Electrocatalytic Coordination Networks
Duration: July 2016 - June 2019
Priority Programme 1928 - Coordination Networks: Building Blocks for Functional Systems
Porous coordination networks (PCNs) are ideal candidates for selective electrocatalytic transformations since they enable highly selective adsorptive enrichment of small molecules inside pores and at the same time the integration of catalytically active sites, originating from transition metals as nodes or dopants generating tunable redox functions as building blocks in electrocatalytic coordination networks (ECNs).
One reason for the limited reports on PCNs as electrocatalysts is the lack of electrical conductivity in established CN systems. Additionally the limited availability of liquid phase adsorption data and the instability of some CNs towards aqueous electrolytes compromise systematic progress in the field. As a technical challenge, processing such materials into thin film electrodes is a key requirement to achieve high performance catalysts.
Electrocatalysis for the generation of valuable intermediates poses a huge potential for the use of low-cost electrical energy emerging from the fluctuating energy supply of renewable resources. Reduction of greenhouse gases such as CO2 and conversion into valuable fuels such as methanol and methane is a promising target. Moreover a high potential of highly selective CNs is anticipated for fine chemical intermediates, for example the selective oxidation of alcohols from fermentation processes.
This project will focus on the generation of ECNs and their integration into electrodes for electrocatalysis where the CN enhances the substrate concentration in vicinity to the active site by selective adsorption. The electron transfer is envisioned to be realized either by the I) coordination network itself, or II) a catalytically active nanomaterial (NM: nanoparticle, graphene surface etc.) using a composite approach.
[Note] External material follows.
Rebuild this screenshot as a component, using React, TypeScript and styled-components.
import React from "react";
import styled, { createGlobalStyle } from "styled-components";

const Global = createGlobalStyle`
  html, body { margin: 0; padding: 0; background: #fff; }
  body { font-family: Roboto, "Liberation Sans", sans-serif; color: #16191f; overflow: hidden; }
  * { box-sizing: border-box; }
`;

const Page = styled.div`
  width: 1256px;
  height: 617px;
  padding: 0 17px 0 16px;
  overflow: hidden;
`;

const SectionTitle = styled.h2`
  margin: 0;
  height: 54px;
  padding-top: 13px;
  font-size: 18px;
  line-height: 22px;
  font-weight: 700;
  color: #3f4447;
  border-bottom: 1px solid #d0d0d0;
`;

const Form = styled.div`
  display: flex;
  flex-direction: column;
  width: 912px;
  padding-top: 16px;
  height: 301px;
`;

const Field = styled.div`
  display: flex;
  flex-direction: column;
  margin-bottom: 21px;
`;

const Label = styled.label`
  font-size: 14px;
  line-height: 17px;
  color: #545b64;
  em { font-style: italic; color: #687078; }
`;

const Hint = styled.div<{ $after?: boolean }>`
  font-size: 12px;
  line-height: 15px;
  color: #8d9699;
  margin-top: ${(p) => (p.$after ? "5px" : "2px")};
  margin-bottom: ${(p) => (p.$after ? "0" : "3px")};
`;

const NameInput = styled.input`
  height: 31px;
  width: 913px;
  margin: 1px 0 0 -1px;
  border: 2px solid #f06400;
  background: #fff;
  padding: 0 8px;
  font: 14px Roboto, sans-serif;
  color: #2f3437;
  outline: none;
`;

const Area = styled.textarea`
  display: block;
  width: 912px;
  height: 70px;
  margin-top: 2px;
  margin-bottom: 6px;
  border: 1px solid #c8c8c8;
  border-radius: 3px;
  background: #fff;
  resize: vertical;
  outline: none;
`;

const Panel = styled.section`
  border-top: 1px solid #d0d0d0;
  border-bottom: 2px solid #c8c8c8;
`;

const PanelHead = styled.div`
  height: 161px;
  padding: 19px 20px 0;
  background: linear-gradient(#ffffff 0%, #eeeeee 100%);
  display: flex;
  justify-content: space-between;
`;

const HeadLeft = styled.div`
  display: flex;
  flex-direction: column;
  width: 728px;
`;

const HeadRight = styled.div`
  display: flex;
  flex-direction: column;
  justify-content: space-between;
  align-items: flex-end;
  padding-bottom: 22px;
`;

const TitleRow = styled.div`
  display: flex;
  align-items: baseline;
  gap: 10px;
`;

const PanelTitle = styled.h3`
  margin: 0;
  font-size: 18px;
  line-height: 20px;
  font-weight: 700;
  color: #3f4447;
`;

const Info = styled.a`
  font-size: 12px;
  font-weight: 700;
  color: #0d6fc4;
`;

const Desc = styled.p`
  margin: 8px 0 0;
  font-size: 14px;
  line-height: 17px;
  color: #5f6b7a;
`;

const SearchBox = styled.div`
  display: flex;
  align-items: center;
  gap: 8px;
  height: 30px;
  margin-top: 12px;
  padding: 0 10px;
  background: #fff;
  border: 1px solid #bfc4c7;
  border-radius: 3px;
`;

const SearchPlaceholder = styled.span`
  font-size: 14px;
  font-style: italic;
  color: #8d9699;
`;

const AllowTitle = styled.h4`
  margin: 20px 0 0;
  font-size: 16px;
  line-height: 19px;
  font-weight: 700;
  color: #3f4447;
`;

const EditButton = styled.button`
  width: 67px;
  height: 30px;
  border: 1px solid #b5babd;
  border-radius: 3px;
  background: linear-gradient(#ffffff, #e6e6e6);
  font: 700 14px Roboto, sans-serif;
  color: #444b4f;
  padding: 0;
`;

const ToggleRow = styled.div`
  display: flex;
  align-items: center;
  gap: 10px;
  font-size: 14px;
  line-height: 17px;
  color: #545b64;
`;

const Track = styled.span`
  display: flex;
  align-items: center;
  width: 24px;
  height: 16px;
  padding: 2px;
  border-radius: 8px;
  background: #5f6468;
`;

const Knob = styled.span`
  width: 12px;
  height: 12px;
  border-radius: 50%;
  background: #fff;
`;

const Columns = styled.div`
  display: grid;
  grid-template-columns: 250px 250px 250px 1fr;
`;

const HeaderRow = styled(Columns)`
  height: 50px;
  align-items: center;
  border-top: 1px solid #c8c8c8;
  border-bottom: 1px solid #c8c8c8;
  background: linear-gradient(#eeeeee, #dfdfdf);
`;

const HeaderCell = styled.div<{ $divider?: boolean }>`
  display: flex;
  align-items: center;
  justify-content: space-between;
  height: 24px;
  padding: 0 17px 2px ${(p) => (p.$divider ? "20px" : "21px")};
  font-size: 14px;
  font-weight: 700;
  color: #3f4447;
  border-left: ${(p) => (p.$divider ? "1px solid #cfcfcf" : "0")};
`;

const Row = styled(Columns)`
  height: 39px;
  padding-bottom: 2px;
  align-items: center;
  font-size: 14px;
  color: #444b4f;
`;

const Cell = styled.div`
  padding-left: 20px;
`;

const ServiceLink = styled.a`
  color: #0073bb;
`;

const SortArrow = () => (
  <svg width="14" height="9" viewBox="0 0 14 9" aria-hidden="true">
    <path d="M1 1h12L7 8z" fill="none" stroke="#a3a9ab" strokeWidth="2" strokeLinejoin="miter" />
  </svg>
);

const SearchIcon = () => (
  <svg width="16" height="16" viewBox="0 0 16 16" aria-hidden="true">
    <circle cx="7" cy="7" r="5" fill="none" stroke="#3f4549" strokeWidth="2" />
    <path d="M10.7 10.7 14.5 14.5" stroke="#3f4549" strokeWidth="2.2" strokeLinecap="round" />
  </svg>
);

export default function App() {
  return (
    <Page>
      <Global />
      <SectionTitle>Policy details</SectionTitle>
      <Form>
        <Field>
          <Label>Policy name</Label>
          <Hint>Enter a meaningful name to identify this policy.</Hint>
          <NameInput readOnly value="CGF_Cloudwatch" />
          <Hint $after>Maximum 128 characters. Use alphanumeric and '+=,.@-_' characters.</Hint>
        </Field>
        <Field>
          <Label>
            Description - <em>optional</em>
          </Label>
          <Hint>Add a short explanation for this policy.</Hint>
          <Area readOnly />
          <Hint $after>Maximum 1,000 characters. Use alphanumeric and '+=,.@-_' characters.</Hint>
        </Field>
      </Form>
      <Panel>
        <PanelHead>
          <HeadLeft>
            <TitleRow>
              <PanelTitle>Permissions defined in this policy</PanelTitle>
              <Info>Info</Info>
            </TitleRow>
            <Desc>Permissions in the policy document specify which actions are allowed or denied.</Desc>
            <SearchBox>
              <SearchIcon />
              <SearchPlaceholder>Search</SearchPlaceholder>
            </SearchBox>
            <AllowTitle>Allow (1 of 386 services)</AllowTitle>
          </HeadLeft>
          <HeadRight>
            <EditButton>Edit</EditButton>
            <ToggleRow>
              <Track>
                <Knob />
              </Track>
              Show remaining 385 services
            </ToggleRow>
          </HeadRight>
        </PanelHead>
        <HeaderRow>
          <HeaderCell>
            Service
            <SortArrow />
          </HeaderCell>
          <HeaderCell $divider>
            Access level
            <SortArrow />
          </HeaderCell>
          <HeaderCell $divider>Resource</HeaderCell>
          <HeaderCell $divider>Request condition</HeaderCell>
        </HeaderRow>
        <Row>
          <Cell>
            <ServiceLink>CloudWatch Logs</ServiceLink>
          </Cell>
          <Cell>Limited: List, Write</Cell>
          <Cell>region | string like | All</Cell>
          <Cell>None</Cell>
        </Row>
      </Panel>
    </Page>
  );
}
In an interdisciplinary approach the project will cover the whole process chain from the design and synthesis of molecular building blocks, ECN synthesis, development of required processing and characterization techniques towards function demonstration in selected electrocatalytic model reactions including hydrogen evolution reaction (HER), CO2 reduction, and alcohol electrooxidation for the production of fine chemicals.